§ **GOAL**:
The exercise asks you to copy every line below in which "this" appears.
==*==
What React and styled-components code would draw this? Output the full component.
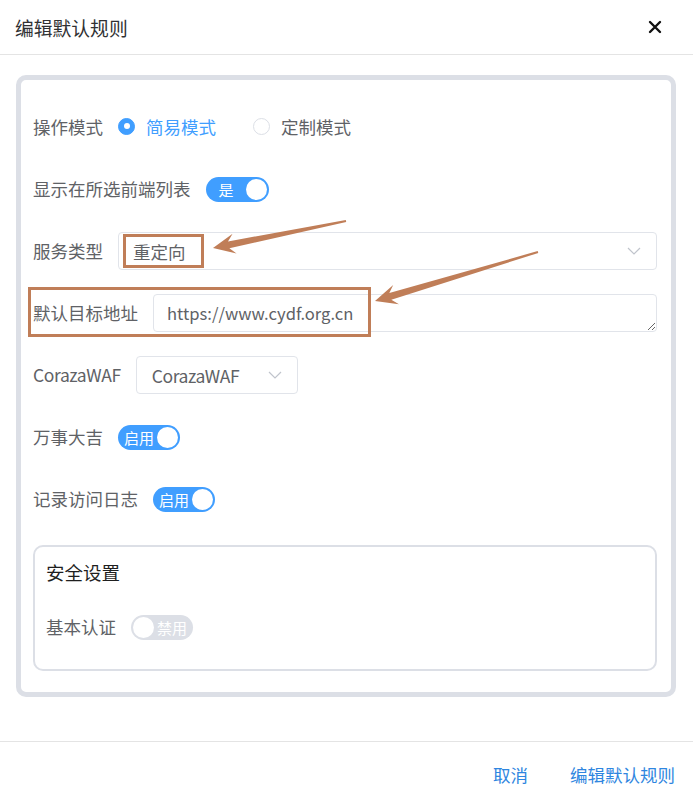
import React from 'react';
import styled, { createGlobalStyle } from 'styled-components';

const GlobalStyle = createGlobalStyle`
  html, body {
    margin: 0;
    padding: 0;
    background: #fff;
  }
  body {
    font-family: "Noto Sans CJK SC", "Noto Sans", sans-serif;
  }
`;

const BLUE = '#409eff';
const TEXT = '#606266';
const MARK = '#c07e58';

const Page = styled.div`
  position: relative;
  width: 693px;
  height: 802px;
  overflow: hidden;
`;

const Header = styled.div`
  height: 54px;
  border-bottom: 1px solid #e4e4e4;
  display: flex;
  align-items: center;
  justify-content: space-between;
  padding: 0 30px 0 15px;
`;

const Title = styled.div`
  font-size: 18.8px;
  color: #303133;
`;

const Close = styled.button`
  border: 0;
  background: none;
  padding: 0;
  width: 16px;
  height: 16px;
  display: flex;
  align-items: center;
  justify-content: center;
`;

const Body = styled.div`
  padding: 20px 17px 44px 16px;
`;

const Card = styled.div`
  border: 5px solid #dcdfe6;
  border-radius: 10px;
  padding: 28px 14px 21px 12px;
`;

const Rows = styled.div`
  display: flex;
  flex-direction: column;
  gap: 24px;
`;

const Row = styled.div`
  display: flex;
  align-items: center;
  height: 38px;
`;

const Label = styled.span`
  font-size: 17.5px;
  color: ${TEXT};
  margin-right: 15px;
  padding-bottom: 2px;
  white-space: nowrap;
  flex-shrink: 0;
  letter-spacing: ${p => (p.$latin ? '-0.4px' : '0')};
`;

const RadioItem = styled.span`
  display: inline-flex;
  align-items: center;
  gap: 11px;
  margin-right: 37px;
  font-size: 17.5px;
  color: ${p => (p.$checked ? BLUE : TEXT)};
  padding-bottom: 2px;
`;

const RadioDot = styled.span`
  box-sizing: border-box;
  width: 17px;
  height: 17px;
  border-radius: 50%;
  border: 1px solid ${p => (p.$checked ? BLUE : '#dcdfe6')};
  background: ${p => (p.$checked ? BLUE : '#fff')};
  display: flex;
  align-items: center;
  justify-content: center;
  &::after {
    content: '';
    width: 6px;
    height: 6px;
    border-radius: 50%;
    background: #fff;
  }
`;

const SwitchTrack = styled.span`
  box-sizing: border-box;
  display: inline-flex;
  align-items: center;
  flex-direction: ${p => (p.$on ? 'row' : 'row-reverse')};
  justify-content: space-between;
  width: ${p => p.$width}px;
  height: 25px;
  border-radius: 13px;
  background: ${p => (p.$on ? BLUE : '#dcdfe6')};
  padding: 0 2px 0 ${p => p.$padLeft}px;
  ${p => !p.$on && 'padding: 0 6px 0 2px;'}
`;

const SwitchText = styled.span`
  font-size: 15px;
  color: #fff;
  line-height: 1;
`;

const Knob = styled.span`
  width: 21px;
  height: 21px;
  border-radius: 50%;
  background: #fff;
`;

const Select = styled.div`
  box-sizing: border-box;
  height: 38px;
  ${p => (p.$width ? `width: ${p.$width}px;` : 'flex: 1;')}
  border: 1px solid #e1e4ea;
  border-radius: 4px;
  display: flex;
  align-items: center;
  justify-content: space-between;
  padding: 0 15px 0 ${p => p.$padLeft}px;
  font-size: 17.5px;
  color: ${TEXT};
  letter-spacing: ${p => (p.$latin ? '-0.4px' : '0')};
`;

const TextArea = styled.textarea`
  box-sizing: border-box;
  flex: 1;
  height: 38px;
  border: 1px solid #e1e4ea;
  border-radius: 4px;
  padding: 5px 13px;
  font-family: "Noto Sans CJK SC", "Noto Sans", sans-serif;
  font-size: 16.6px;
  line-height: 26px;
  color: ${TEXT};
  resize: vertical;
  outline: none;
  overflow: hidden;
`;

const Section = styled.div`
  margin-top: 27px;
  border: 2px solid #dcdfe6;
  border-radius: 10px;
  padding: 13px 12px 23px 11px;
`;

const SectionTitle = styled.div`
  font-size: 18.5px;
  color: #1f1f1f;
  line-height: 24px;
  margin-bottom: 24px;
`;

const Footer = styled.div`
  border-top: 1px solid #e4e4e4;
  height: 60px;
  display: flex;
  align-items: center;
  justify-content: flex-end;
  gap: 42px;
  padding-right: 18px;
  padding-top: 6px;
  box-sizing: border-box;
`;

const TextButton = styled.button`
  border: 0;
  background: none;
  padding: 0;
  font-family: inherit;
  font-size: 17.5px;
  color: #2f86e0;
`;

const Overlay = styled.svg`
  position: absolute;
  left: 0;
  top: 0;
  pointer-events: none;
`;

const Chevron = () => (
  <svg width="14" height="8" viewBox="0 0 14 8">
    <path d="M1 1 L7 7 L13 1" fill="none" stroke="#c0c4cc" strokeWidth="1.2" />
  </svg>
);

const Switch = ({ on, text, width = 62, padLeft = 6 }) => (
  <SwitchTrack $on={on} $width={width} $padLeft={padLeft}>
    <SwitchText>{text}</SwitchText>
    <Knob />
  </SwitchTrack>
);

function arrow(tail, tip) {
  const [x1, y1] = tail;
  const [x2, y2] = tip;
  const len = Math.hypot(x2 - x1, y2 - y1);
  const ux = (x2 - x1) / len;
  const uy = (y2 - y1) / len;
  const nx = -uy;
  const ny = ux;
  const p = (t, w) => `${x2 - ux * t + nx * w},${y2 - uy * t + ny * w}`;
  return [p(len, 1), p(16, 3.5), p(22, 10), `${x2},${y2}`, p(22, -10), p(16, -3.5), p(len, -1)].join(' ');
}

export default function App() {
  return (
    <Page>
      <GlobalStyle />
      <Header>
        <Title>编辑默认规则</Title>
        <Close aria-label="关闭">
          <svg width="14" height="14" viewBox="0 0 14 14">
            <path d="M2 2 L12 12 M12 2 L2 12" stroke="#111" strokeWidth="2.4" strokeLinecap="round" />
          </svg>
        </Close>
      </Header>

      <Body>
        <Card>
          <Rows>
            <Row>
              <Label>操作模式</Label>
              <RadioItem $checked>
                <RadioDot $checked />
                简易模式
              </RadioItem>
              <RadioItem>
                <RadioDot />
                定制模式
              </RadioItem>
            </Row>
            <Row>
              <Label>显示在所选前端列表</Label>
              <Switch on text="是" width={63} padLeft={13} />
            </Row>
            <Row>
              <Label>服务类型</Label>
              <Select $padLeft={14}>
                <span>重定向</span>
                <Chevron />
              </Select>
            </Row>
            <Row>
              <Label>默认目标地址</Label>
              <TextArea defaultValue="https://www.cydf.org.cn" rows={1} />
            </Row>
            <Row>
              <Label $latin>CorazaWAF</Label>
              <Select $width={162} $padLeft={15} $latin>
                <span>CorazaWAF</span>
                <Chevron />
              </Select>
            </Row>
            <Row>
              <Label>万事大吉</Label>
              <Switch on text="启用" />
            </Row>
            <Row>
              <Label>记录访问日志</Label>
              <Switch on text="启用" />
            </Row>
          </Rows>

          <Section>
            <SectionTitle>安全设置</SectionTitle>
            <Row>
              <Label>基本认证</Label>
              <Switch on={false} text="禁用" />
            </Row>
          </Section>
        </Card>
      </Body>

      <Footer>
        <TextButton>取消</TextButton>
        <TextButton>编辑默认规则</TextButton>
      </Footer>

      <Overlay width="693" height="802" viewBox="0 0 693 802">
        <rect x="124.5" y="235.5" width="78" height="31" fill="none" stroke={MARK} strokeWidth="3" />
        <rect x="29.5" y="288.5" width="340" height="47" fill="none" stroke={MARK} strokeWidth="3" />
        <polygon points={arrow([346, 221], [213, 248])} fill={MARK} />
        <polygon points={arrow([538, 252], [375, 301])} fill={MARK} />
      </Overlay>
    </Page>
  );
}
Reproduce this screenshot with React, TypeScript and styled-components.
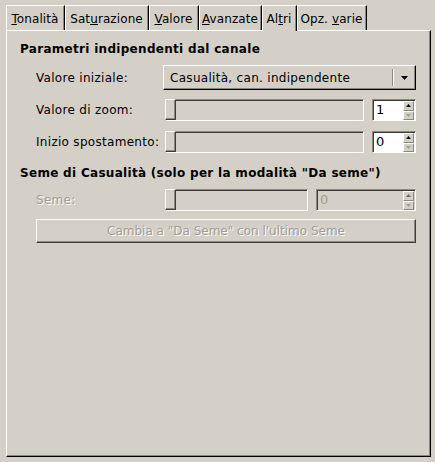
==*==
§ **PROBLEM SOLUTION**:
What React and styled-components code would draw this? Output the full component.
Reproduce this screenshot with React, TypeScript and styled-components.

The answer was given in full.